GOAL OF THE EXERCISE:
From the entries below, copy every line that holds the word "React".

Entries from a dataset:
* BEGIN *

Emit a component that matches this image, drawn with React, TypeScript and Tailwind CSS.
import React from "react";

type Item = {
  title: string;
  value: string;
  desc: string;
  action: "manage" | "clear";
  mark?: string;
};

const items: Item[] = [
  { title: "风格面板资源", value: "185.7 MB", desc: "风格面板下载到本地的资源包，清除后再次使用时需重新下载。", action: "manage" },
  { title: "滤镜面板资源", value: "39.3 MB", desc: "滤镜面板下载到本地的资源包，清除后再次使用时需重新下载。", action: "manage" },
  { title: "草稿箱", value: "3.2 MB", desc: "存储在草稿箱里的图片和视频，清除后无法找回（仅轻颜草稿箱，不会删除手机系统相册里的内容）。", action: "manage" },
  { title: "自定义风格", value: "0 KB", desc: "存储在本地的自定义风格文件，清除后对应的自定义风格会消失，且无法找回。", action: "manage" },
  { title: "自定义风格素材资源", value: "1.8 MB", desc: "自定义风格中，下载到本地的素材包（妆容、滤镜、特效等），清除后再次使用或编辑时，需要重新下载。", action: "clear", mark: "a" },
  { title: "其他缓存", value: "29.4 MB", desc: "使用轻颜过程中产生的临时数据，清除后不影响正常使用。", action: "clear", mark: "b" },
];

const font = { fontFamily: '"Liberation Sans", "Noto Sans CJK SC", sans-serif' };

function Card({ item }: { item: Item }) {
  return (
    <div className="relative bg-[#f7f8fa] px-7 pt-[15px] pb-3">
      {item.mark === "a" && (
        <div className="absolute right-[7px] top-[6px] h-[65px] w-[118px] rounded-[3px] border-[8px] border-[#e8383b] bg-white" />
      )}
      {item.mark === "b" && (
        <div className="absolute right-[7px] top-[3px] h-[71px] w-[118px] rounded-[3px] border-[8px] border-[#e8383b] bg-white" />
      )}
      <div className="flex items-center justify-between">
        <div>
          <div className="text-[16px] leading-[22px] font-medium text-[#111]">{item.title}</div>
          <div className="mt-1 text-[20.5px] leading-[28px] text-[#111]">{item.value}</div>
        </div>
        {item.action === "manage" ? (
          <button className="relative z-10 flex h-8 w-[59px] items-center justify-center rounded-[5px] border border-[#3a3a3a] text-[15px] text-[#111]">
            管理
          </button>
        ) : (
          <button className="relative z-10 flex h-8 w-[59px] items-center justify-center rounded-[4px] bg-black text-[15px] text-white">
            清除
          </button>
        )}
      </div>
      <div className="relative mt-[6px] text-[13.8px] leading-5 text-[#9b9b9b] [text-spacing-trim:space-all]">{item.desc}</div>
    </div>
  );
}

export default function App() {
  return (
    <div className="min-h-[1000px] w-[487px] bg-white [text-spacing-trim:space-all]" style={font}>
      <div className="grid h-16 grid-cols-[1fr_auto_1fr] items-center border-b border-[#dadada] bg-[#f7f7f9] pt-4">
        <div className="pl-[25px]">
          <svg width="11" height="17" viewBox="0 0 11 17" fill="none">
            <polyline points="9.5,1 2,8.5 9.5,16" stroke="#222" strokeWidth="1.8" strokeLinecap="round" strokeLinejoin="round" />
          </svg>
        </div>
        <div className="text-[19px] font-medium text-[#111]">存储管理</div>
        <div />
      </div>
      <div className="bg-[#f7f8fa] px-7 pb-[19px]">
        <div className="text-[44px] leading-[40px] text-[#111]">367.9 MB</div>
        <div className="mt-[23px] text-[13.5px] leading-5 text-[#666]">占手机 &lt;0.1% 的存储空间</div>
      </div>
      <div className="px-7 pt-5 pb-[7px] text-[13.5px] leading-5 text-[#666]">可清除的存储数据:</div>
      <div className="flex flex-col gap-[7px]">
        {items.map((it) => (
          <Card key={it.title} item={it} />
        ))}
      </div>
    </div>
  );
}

* END *
* BEGIN *

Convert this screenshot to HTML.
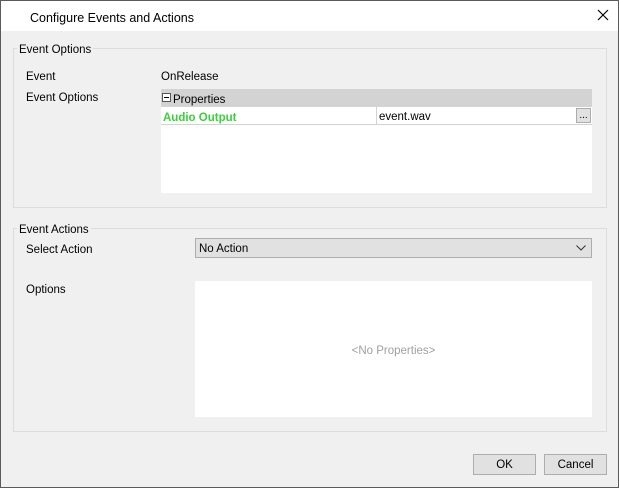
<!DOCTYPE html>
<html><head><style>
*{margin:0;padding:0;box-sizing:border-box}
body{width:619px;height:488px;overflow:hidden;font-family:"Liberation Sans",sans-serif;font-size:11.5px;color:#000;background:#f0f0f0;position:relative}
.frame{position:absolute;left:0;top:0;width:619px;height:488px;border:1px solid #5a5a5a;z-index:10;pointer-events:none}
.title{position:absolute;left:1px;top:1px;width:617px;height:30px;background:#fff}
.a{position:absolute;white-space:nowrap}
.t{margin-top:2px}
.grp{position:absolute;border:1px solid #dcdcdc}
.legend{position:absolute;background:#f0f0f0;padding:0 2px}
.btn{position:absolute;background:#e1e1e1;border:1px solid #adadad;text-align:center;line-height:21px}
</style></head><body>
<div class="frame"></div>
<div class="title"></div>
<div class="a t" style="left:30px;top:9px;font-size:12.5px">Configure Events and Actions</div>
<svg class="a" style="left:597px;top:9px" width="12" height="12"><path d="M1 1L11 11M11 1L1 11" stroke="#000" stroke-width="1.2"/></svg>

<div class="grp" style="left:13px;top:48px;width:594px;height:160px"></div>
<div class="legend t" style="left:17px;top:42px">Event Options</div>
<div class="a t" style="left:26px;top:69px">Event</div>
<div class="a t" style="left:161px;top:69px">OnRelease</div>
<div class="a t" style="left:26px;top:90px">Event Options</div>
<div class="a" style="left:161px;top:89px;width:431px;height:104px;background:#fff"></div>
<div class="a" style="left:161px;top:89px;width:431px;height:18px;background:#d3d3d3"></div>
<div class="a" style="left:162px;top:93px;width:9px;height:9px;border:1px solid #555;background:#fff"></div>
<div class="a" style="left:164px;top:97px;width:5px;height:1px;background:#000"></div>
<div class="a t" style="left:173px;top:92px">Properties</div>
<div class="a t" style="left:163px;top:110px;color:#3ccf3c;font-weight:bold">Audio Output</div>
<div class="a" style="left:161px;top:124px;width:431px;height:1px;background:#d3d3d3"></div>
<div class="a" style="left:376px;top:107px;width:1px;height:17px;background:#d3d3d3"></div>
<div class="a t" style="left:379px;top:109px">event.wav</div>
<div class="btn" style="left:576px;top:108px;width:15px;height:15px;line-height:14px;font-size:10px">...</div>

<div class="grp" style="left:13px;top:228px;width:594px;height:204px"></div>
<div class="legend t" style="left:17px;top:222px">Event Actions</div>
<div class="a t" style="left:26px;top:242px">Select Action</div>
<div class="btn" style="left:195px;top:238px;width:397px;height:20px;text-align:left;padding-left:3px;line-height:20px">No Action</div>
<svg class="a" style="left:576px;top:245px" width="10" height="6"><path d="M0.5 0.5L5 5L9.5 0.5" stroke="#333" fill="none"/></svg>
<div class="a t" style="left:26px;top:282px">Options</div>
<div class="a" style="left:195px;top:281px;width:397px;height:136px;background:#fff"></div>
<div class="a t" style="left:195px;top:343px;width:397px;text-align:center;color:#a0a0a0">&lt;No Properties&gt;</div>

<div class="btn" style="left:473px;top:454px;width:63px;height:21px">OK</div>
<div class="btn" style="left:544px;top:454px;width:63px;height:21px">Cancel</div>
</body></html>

* END *

ANSWER FOR THE TASK:
Emit a component that matches this image, drawn with React, TypeScript and Tailwind CSS.
import React from "react";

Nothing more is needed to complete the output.